Something To Talk About:

It’s a popular image of God, isn’t it? We get the impression that God is mainly about saying no to things. God is anti-alcohol, anti-sex, anti-smoking, anti-freedom, anti-fun. In short, God is anti-everything. Is this true? Is God a cosmic killjoy—opposed to fun, pointing out faults and stifling any sense of joy we have? Nothing could be farther from the truth. We need to remember three things as we talk about this perception of God:

  1. You cannot earn God’s acceptance by obeying the law: No matter how hard you try, no matter how religious you are, no matter how many good works you do, or bad works you avoid, you cannot earn God’s acceptance by obeying the law. Our works do matter to God. But we must never think of them as a means to earn what God freely gives: grace, mercy, love, salvation, new life. Good works come as a response to the activity of grace in our lives. Yet, we must always remember that our salvation does not come by our works. This means, among other things, that you don’t have to get it all right to be in a relationship with God. You don’t have to be perfect, or even close. You don’t have to have perfect, unfaltering faith. You don’t have to have perfect theology, even if it was possible. Rather, you need only to receive God’s grace in faith and allow it to transform your life. In Ephesians 2:8, the apostle Paul is exceedingly clear that salvation comes to us from God’s grace, which we receive through faith (trust): “For it is by grace you have been saved, through faith—and this is not from yourselves, it is the gift of God” (NIV).
  2. The purpose of the law is to show the need for a savior: For no one can ever be made right with God by doing what the law commands. The law simply shows us how sinful we are.“. (Romans 3:20) And Romans 3:23 adds, “For everyone has sinned; we all fall short of God’s glorious standard.” The law does not enable anyone to be saved because no one can keep all the demands of the law. Some would view the law as useless, but it is not. It has a purpose. It points out the simple fact that we are all sinners. God saving a sinner does not mean we were “decent” people who made a wrong turn at some point and simply needed a nudge in the right direction. Instead, being a sinner means we were complete enemies of God. The law shows us how helpless we are and how we cannot save ourselves. This is why the law will drive us to the answer we are looking for–Jesus. The law does not change us or bring us up to the standards of God, Jesus came and met all the righteous demands of God on the cross, and through His grace we are saved. The law is not the answer, grace is.
  3. Being right with God comes by faith in Christ: Truly I know that it is so: But how can a man be in the right before God?” (Job 9:2 ESV) All throughout human history men have asked themselves that same question. The Bible clearly demonstrates that people can be right with God, but not on the basis of anything those people do. In order to get “right” with God, we must first understand what is “wrong.” The answer is sin. “There is no one who does good, not even one” (Psalm 14:3). We have rebelled against God’s commands; we “like sheep, have gone astray” (Isaiah 53:6). We need faith, specifically, faith that Jesus’ sacrificial death and miraculous resurrection qualify Him to be our Savior. “If you openly declare that Jesus is Lord and believe in your heart that God raised him from the dead, you will be saved.” (Romans 10:9). Many other passages speak of the necessity of faith, such as John 20:27; Acts 16:31; Galatians 2:16; 3:11,26. Being right with God comes by faith in Christ alone. We don’t need religion—we need Christ.

Questions:

  1. Do you ever feel like God is a cosmic kill joy? Why do you feel that way? 
  2. What is the difference between religion and a relationship with Jesus Christ? What is the danger of relying on religion rather than a relationship with Christ?
  3. Why do people think “do’s” and “don’ts” when they think of religion? Do you consider the law as “do’s” and “don’ts”. How effective are we at complying with the law?
  4. In simple terms, how does the law demonstrate a need for a Savior?
  5. How do you define faith? What road blocks are there to developing and maintaining our faith?
  6. What do you feel like God is asking you to do in response to the weekend message? What is your next step? How can your Small Group support you in this?
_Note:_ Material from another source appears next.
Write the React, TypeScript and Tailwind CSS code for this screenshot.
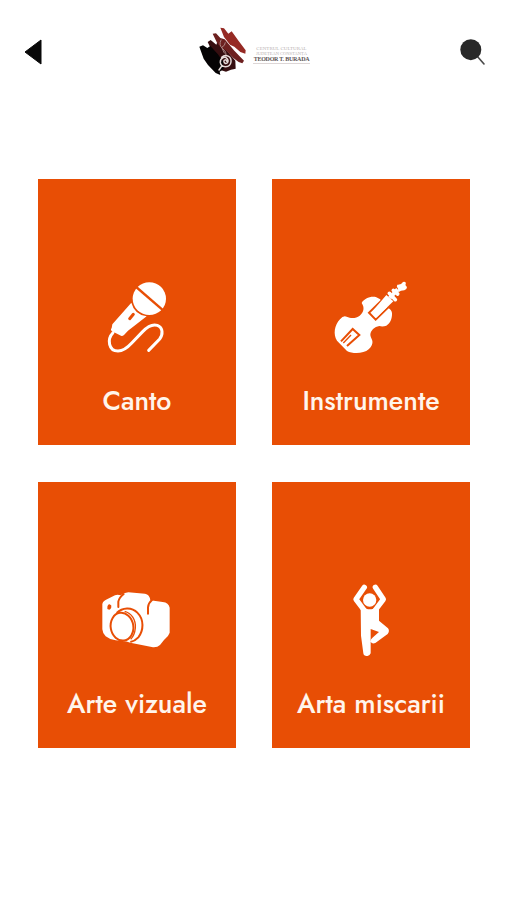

Take One Thing Home with You:

There are people who consider themselves religious and are proud of it. There is nothing wrong with being religious as long as we understand what religion is and what a relationship with Jesus Christ is as well. When you think of religion, what comes to your mind—a set of rules, regulations and obligations. True religion is a personal relationship with God through Jesus Christ. Jesus Christ died so we could have a living, vital relationship with God, not just a bunch of rules and regulations we’re forced to follow. 

Yes, there are certain guidelines God wants us to follow, but His purpose in giving them is to protect us from the consequences of sin. When we have a real relationship with God through Christ, life gets exciting because He stirs up a passion inside us to love people—and we don’t have to struggle to do the things He calls us to do. It just happens naturally.